Information shown
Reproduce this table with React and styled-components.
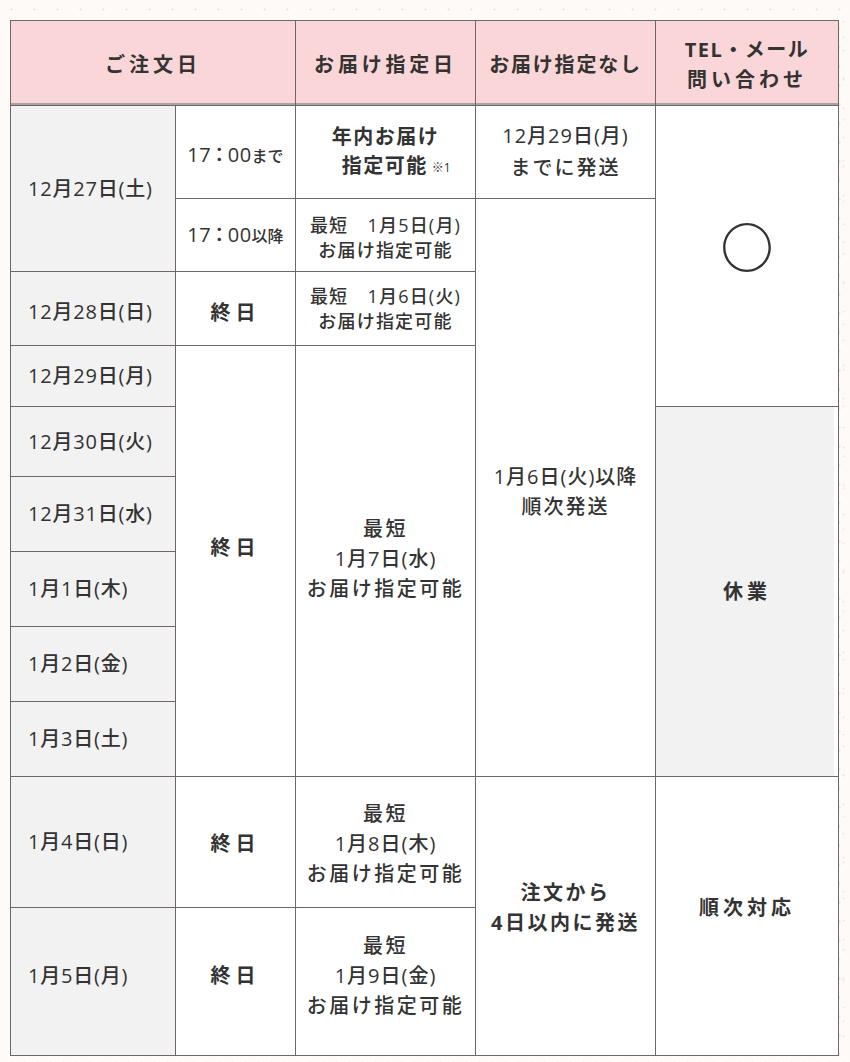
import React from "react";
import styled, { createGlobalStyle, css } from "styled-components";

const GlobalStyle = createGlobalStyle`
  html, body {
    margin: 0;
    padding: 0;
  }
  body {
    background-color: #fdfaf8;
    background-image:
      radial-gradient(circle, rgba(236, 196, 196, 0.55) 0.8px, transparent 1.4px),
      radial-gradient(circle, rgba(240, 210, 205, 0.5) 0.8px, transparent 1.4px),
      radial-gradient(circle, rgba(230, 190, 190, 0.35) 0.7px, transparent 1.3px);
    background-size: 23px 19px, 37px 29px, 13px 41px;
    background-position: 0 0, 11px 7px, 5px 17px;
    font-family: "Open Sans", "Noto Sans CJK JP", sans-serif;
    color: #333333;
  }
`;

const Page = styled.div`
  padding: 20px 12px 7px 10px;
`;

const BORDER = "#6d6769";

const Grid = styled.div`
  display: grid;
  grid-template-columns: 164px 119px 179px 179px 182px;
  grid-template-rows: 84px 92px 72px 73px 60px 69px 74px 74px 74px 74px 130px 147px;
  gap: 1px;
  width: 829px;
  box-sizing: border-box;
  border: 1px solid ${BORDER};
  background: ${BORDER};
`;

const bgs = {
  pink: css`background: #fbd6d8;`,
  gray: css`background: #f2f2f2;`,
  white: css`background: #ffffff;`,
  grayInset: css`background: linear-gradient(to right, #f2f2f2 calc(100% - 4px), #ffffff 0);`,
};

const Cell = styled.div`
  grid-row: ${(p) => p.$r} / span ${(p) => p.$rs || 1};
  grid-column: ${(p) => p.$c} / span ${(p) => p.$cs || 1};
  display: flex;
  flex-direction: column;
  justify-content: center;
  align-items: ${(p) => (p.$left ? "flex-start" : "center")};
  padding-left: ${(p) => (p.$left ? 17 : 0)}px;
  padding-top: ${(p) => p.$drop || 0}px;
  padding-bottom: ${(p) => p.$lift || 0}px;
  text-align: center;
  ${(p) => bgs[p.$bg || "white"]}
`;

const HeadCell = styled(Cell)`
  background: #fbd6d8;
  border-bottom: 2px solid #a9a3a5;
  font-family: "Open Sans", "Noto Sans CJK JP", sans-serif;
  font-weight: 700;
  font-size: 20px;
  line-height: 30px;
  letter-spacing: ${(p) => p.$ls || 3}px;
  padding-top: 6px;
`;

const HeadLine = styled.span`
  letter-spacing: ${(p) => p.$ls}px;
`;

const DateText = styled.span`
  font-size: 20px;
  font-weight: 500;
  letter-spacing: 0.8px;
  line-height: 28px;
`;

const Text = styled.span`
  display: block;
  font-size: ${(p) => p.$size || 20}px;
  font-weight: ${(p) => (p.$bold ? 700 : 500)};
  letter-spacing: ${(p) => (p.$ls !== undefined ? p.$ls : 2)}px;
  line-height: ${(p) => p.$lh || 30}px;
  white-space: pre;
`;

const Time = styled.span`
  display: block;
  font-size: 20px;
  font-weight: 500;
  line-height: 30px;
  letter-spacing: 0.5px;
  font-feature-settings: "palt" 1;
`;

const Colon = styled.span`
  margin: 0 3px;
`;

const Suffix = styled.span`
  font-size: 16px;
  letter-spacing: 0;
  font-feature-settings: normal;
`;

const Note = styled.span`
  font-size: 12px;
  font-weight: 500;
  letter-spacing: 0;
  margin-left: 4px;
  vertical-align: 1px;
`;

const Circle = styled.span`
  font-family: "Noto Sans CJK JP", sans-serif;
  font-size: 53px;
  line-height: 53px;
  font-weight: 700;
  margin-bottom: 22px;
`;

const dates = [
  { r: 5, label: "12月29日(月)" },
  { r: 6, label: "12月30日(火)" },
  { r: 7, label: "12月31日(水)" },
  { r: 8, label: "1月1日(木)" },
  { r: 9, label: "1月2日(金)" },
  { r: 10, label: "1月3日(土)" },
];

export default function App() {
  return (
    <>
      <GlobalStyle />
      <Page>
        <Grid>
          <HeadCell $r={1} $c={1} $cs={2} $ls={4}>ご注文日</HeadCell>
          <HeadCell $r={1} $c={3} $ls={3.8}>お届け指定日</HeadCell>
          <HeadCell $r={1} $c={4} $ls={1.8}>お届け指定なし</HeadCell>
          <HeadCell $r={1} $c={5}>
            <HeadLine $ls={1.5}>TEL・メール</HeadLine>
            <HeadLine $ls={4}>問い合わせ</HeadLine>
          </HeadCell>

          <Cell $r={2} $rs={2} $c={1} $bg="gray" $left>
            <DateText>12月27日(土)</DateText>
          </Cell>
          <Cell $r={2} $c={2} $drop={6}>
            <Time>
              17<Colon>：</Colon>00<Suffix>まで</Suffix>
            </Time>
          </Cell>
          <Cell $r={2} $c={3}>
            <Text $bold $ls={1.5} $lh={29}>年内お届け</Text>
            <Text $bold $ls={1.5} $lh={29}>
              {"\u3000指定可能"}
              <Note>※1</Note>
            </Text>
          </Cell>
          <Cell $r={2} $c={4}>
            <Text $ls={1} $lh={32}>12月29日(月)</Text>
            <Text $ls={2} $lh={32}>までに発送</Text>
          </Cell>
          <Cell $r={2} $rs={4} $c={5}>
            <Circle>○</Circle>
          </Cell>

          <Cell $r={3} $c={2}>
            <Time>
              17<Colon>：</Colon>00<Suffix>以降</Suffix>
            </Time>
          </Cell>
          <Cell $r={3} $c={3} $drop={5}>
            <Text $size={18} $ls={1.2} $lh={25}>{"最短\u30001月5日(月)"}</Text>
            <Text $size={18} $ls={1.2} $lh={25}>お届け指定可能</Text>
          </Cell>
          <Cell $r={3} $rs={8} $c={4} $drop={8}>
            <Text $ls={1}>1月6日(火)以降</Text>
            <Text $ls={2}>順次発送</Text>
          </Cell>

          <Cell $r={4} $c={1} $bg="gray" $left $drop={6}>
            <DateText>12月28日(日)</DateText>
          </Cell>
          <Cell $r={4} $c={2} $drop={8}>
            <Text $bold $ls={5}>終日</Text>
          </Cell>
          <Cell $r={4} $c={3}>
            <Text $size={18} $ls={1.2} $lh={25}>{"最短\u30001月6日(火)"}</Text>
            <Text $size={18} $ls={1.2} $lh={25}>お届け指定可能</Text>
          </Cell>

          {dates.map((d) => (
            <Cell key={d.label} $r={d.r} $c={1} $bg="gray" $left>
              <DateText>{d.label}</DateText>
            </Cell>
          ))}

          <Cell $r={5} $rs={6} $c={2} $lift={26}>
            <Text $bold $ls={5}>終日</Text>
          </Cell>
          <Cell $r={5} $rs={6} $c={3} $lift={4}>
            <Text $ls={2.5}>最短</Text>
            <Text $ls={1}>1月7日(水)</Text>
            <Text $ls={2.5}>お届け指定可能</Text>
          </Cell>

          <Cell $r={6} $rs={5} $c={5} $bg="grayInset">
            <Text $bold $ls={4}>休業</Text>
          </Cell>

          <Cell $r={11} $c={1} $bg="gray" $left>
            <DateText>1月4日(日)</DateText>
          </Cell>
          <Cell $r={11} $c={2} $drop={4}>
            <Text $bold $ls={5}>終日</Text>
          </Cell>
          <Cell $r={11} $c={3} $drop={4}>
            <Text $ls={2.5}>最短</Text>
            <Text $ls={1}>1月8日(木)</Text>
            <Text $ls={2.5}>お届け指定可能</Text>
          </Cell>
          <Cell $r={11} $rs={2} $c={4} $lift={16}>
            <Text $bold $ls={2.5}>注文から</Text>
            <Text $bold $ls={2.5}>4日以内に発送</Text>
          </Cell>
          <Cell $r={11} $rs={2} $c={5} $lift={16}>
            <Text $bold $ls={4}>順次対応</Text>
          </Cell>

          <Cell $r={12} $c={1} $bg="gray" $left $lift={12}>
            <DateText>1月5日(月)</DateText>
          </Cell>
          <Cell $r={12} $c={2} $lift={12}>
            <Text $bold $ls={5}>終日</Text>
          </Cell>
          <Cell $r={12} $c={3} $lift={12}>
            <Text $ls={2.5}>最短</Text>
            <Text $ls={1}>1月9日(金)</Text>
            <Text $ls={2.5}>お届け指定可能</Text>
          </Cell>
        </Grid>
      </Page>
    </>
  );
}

Exercise
From the listing above, return each line with the word "React".

Response to this exercise
Reproduce this table with React and styled-components.
import React from "react";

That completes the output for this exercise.